## Directions
Copy every record below exactly as written, but leave out the pictures.

__________

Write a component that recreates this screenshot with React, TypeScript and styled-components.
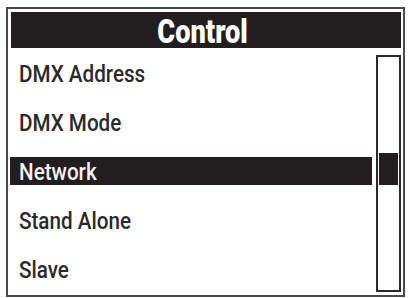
import React from "react";
import styled, { createGlobalStyle } from "styled-components";

const Global = createGlobalStyle`
  html, body { margin: 0; padding: 0; background: #ffffff; }
  body { width: 409px; height: 298px; overflow: hidden; font-family: Roboto, "Liberation Sans", sans-serif; }
`;

const Screen = styled.div`
  box-sizing: border-box;
  width: 409px;
  height: 298px;
  padding: 7px 4px 1px 6px;
  background: #ffffff;
`;

const Frame = styled.div`
  box-sizing: border-box;
  height: 100%;
  border: 2px solid #4a4a4a;
  padding: 3px 2px 2px 2px;
  display: flex;
  flex-direction: column;
`;

const Header = styled.div`
  box-sizing: border-box;
  height: 36px;
  margin-left: 1px;
  background: #221e1f;
  display: flex;
  justify-content: center;
  padding-top: 3px;
  padding-right: 6px;
`;

const Title = styled.span`
  display: inline-block;
  color: #ffffff;
  font-family: Roboto, "Liberation Sans", sans-serif;
  font-weight: 900;
  font-size: 34px;
  line-height: 33px;
  transform: scaleX(0.8);
  transform-origin: center;
`;

const Body = styled.div`
  flex: 1;
  display: flex;
  min-height: 0;
`;

const List = styled.div`
  flex: 1;
  display: flex;
  flex-direction: column;
`;

const Row = styled.div`
  height: 49px;
  box-sizing: border-box;
  padding: 11px 4px 0 0;
`;

const Label = styled.div<{ $active?: boolean }>`
  box-sizing: border-box;
  height: 28px;
  padding: 3px 0 0 9px;
  line-height: 25px;
  background: ${(p) => (p.$active ? "#221e1f" : "transparent")};
  color: ${(p) => (p.$active ? "#f2f2f2" : "#2a2a2a")};
  white-space: nowrap;
`;

const LabelText = styled.span`
  display: inline-block;
  font-family: Roboto, "Liberation Sans", sans-serif;
  font-weight: 500;
  font-size: 24px;
  transform: scaleX(0.86);
  transform-origin: left center;
`;

const Track = styled.div`
  box-sizing: border-box;
  width: 25px;
  margin: 7px 0 1px 0;
  border: 2px solid #2a2a2a;
  padding: 96px 1px 0 1px;
`;

const Thumb = styled.div`
  height: 32px;
  background: #221e1f;
`;

const items = ["DMX Address", "DMX Mode", "Network", "Stand Alone", "Slave"];

export default function App() {
  return (
    <>
      <Global />
      <Screen>
        <Frame>
          <Header>
            <Title>Control</Title>
          </Header>
          <Body>
            <List>
              {items.map((it, i) => (
                <Row key={it}>
                  <Label $active={i === 2}>
                    <LabelText>{it}</LabelText>
                  </Label>
                </Row>
              ))}
            </List>
            <Track>
              <Thumb />
            </Track>
          </Body>
        </Frame>
      </Screen>
    </>
  );
}
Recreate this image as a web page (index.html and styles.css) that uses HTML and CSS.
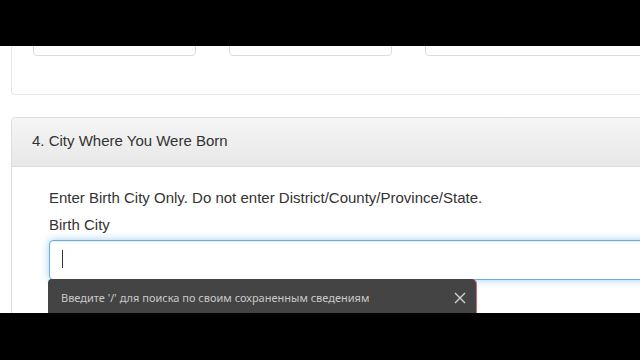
FILE: index.html
```html
<!DOCTYPE html>
<html lang="en">
<head>
    <meta charset="UTF-8">
    <meta name="viewport" content="width=device-width, initial-scale=1.0">
    <title>City Where You Were Born</title>
    <link rel="stylesheet" href="styles.css">
</head>
<body>
    <div class="screen">
        <div class="bar"></div>

        <div class="viewport">
            <div class="page">
                <section class="panel panel-prev">
                    <div class="fields">
                        <div class="field-box"></div>
                        <div class="field-box"></div>
                        <div class="field-box wide"></div>
                    </div>
                </section>

                <section class="panel">
                    <div class="panel-heading">4. City Where You Were Born</div>
                    <div class="panel-body">
                        <p class="hint">Enter Birth City Only. Do not enter District/County/Province/State.</p>
                        <label class="label">Birth City</label>
                        <div class="input-wrap">
                            <div class="text-input"><span class="caret"></span></div>
                            <div class="autofill-tip">
                                <span class="tip-text">Введите '/' для поиска по своим сохраненным сведениям</span>
                                <svg class="tip-close" width="12" height="12" viewBox="0 0 12 12">
                                    <path d="M1 1 L11 11 M11 1 L1 11" stroke="#d2d2d2" stroke-width="1.4" fill="none"/>
                                </svg>
                            </div>
                        </div>
                    </div>
                </section>
            </div>
        </div>

        <div class="bar bar-bottom"></div>
    </div>
</body>
</html>
```

FILE: styles.css
```css
body {
    margin: 0;
    background: #000;
    font-family: "Liberation Sans", Arial, sans-serif;
}

.screen {
    width: 640px;
    height: 360px;
    display: flex;
    flex-direction: column;
    overflow: hidden;
}

.bar {
    height: 46px;
    flex-shrink: 0;
    background: #000;
}

.bar-bottom {
    height: 47px;
}

.viewport {
    height: 267px;
    flex-shrink: 0;
    background: #fff;
    overflow: hidden;
}

.page {
    width: 720px;
    padding-left: 11px;
}

.panel {
    border: 1px solid #dedede;
    border-radius: 4px;
    background: #fff;
}

.panel-prev {
    margin-top: -21px;
    margin-bottom: 22px;
    border-color: #e6e6e6;
    border-top: none;
    border-radius: 0 0 4px 4px;
    padding: 0 0 38px 21px;
}

.fields {
    display: flex;
    gap: 33px;
}

.field-box {
    width: 163px;
    height: 31px;
    box-sizing: border-box;
    border: 1px solid #dcdcdc;
    border-radius: 4px;
}

.field-box.wide {
    flex: 1;
}

.panel-heading {
    padding: 11px 20px 13px;
    font-size: 15px;
    line-height: 24px;
    color: #333;
    background: linear-gradient(#f5f5f5, #e8e8e8);
    border-bottom: 1px solid #dcdcdc;
    border-radius: 4px 4px 0 0;
}

.panel-body {
    padding: 20px 0 40px 37px;
    color: #333;
    font-size: 15px;
    line-height: 22px;
}

.hint {
    margin: 0 0 5px;
}

.label {
    display: block;
    margin-bottom: 4px;
}

.input-wrap {
    position: relative;
}

.text-input {
    height: 38px;
    padding-left: 12px;
    border: 1px solid #66afe9;
    border-radius: 4px 0 0 4px;
    box-shadow: inset 0 1px 1px rgba(0, 0, 0, 0.075), 0 0 8px rgba(102, 175, 233, 0.6);
}

.caret {
    display: block;
    width: 1px;
    height: 18px;
    margin-top: 9px;
    background: #333;
}

.autofill-tip {
    position: absolute;
    left: -1px;
    top: 39px;
    width: 428px;
    height: 44px;
    box-sizing: border-box;
    padding: 11px 10px 0 13px;
    display: flex;
    align-items: flex-start;
    justify-content: space-between;
    background: #444;
    border-radius: 4px 5px 0 0;
    box-shadow: 1px 0 0 rgba(214, 64, 64, 0.8);
    font-family: "Noto Sans", "Open Sans", sans-serif;
    font-size: 11px;
    line-height: 16px;
    color: #c9c9c9;
}

.tip-close {
    margin-top: 2px;
}
```
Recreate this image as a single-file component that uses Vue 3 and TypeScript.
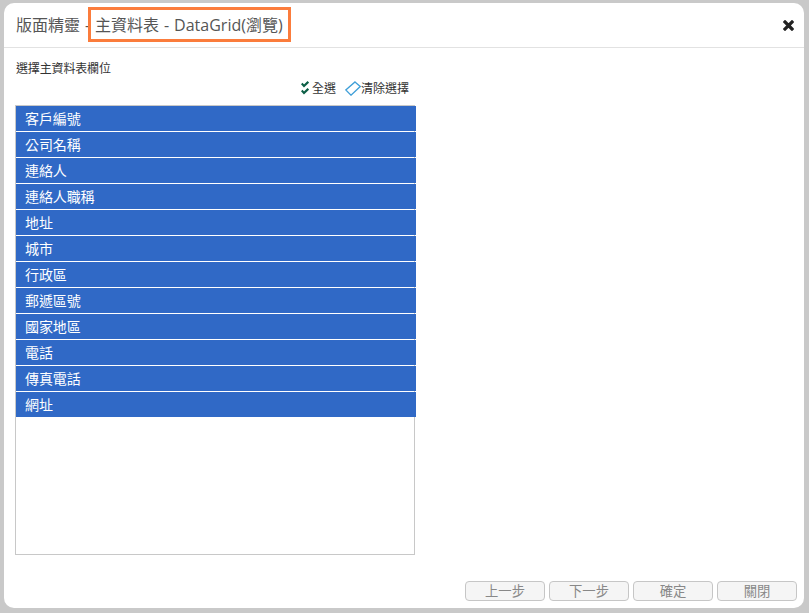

__________

## Task output
Write a component that recreates this screenshot with React, TypeScript and styled-components.
import React from "react";
import styled, { createGlobalStyle } from "styled-components";

const Global = createGlobalStyle`
  html, body { margin: 0; padding: 0; background: #ffffff; }
  body { width: 409px; height: 298px; overflow: hidden; font-family: Roboto, "Liberation Sans", sans-serif; }
`;

const Screen = styled.div`
  box-sizing: border-box;
  width: 409px;
  height: 298px;
  padding: 7px 4px 1px 6px;
  background: #ffffff;
`;

const Frame = styled.div`
  box-sizing: border-box;
  height: 100%;
  border: 2px solid #4a4a4a;
  padding: 3px 2px 2px 2px;
  display: flex;
  flex-direction: column;
`;

const Header = styled.div`
  box-sizing: border-box;
  height: 36px;
  margin-left: 1px;
  background: #221e1f;
  display: flex;
  justify-content: center;
  padding-top: 3px;
  padding-right: 6px;
`;

const Title = styled.span`
  display: inline-block;
  color: #ffffff;
  font-family: Roboto, "Liberation Sans", sans-serif;
  font-weight: 900;
  font-size: 34px;
  line-height: 33px;
  transform: scaleX(0.8);
  transform-origin: center;
`;

const Body = styled.div`
  flex: 1;
  display: flex;
  min-height: 0;
`;

const List = styled.div`
  flex: 1;
  display: flex;
  flex-direction: column;
`;

const Row = styled.div`
  height: 49px;
  box-sizing: border-box;
  padding: 11px 4px 0 0;
`;

const Label = styled.div<{ $active?: boolean }>`
  box-sizing: border-box;
  height: 28px;
  padding: 3px 0 0 9px;
  line-height: 25px;
  background: ${(p) => (p.$active ? "#221e1f" : "transparent")};
  color: ${(p) => (p.$active ? "#f2f2f2" : "#2a2a2a")};
  white-space: nowrap;
`;

const LabelText = styled.span`
  display: inline-block;
  font-family: Roboto, "Liberation Sans", sans-serif;
  font-weight: 500;
  font-size: 24px;
  transform: scaleX(0.86);
  transform-origin: left center;
`;

const Track = styled.div`
  box-sizing: border-box;
  width: 25px;
  margin: 7px 0 1px 0;
  border: 2px solid #2a2a2a;
  padding: 96px 1px 0 1px;
`;

const Thumb = styled.div`
  height: 32px;
  background: #221e1f;
`;

const items = ["DMX Address", "DMX Mode", "Network", "Stand Alone", "Slave"];

export default function App() {
  return (
    <>
      <Global />
      <Screen>
        <Frame>
          <Header>
            <Title>Control</Title>
          </Header>
          <Body>
            <List>
              {items.map((it, i) => (
                <Row key={it}>
                  <Label $active={i === 2}>
                    <LabelText>{it}</LabelText>
                  </Label>
                </Row>
              ))}
            </List>
            <Track>
              <Thumb />
            </Track>
          </Body>
        </Frame>
      </Screen>
    </>
  );
}
Recreate this image as a web page (index.html and styles.css) that uses HTML and CSS.
FILE: index.html
```html
<!DOCTYPE html>
<html lang="en">
<head>
    <meta charset="UTF-8">
    <meta name="viewport" content="width=device-width, initial-scale=1.0">
    <title>City Where You Were Born</title>
    <link rel="stylesheet" href="styles.css">
</head>
<body>
    <div class="screen">
        <div class="bar"></div>

        <div class="viewport">
            <div class="page">
                <section class="panel panel-prev">
                    <div class="fields">
                        <div class="field-box"></div>
                        <div class="field-box"></div>
                        <div class="field-box wide"></div>
                    </div>
                </section>

                <section class="panel">
                    <div class="panel-heading">4. City Where You Were Born</div>
                    <div class="panel-body">
                        <p class="hint">Enter Birth City Only. Do not enter District/County/Province/State.</p>
                        <label class="label">Birth City</label>
                        <div class="input-wrap">
                            <div class="text-input"><span class="caret"></span></div>
                            <div class="autofill-tip">
                                <span class="tip-text">Введите '/' для поиска по своим сохраненным сведениям</span>
                                <svg class="tip-close" width="12" height="12" viewBox="0 0 12 12">
                                    <path d="M1 1 L11 11 M11 1 L1 11" stroke="#d2d2d2" stroke-width="1.4" fill="none"/>
                                </svg>
                            </div>
                        </div>
                    </div>
                </section>
            </div>
        </div>

        <div class="bar bar-bottom"></div>
    </div>
</body>
</html>
```

FILE: styles.css
```css
body {
    margin: 0;
    background: #000;
    font-family: "Liberation Sans", Arial, sans-serif;
}

.screen {
    width: 640px;
    height: 360px;
    display: flex;
    flex-direction: column;
    overflow: hidden;
}

.bar {
    height: 46px;
    flex-shrink: 0;
    background: #000;
}

.bar-bottom {
    height: 47px;
}

.viewport {
    height: 267px;
    flex-shrink: 0;
    background: #fff;
    overflow: hidden;
}

.page {
    width: 720px;
    padding-left: 11px;
}

.panel {
    border: 1px solid #dedede;
    border-radius: 4px;
    background: #fff;
}

.panel-prev {
    margin-top: -21px;
    margin-bottom: 22px;
    border-color: #e6e6e6;
    border-top: none;
    border-radius: 0 0 4px 4px;
    padding: 0 0 38px 21px;
}

.fields {
    display: flex;
    gap: 33px;
}

.field-box {
    width: 163px;
    height: 31px;
    box-sizing: border-box;
    border: 1px solid #dcdcdc;
    border-radius: 4px;
}

.field-box.wide {
    flex: 1;
}

.panel-heading {
    padding: 11px 20px 13px;
    font-size: 15px;
    line-height: 24px;
    color: #333;
    background: linear-gradient(#f5f5f5, #e8e8e8);
    border-bottom: 1px solid #dcdcdc;
    border-radius: 4px 4px 0 0;
}

.panel-body {
    padding: 20px 0 40px 37px;
    color: #333;
    font-size: 15px;
    line-height: 22px;
}

.hint {
    margin: 0 0 5px;
}

.label {
    display: block;
    margin-bottom: 4px;
}

.input-wrap {
    position: relative;
}

.text-input {
    height: 38px;
    padding-left: 12px;
    border: 1px solid #66afe9;
    border-radius: 4px 0 0 4px;
    box-shadow: inset 0 1px 1px rgba(0, 0, 0, 0.075), 0 0 8px rgba(102, 175, 233, 0.6);
}

.caret {
    display: block;
    width: 1px;
    height: 18px;
    margin-top: 9px;
    background: #333;
}

.autofill-tip {
    position: absolute;
    left: -1px;
    top: 39px;
    width: 428px;
    height: 44px;
    box-sizing: border-box;
    padding: 11px 10px 0 13px;
    display: flex;
    align-items: flex-start;
    justify-content: space-between;
    background: #444;
    border-radius: 4px 5px 0 0;
    box-shadow: 1px 0 0 rgba(214, 64, 64, 0.8);
    font-family: "Noto Sans", "Open Sans", sans-serif;
    font-size: 11px;
    line-height: 16px;
    color: #c9c9c9;
}

.tip-close {
    margin-top: 2px;
}
```
Recreate this image as a single-file component that uses Vue 3 and TypeScript.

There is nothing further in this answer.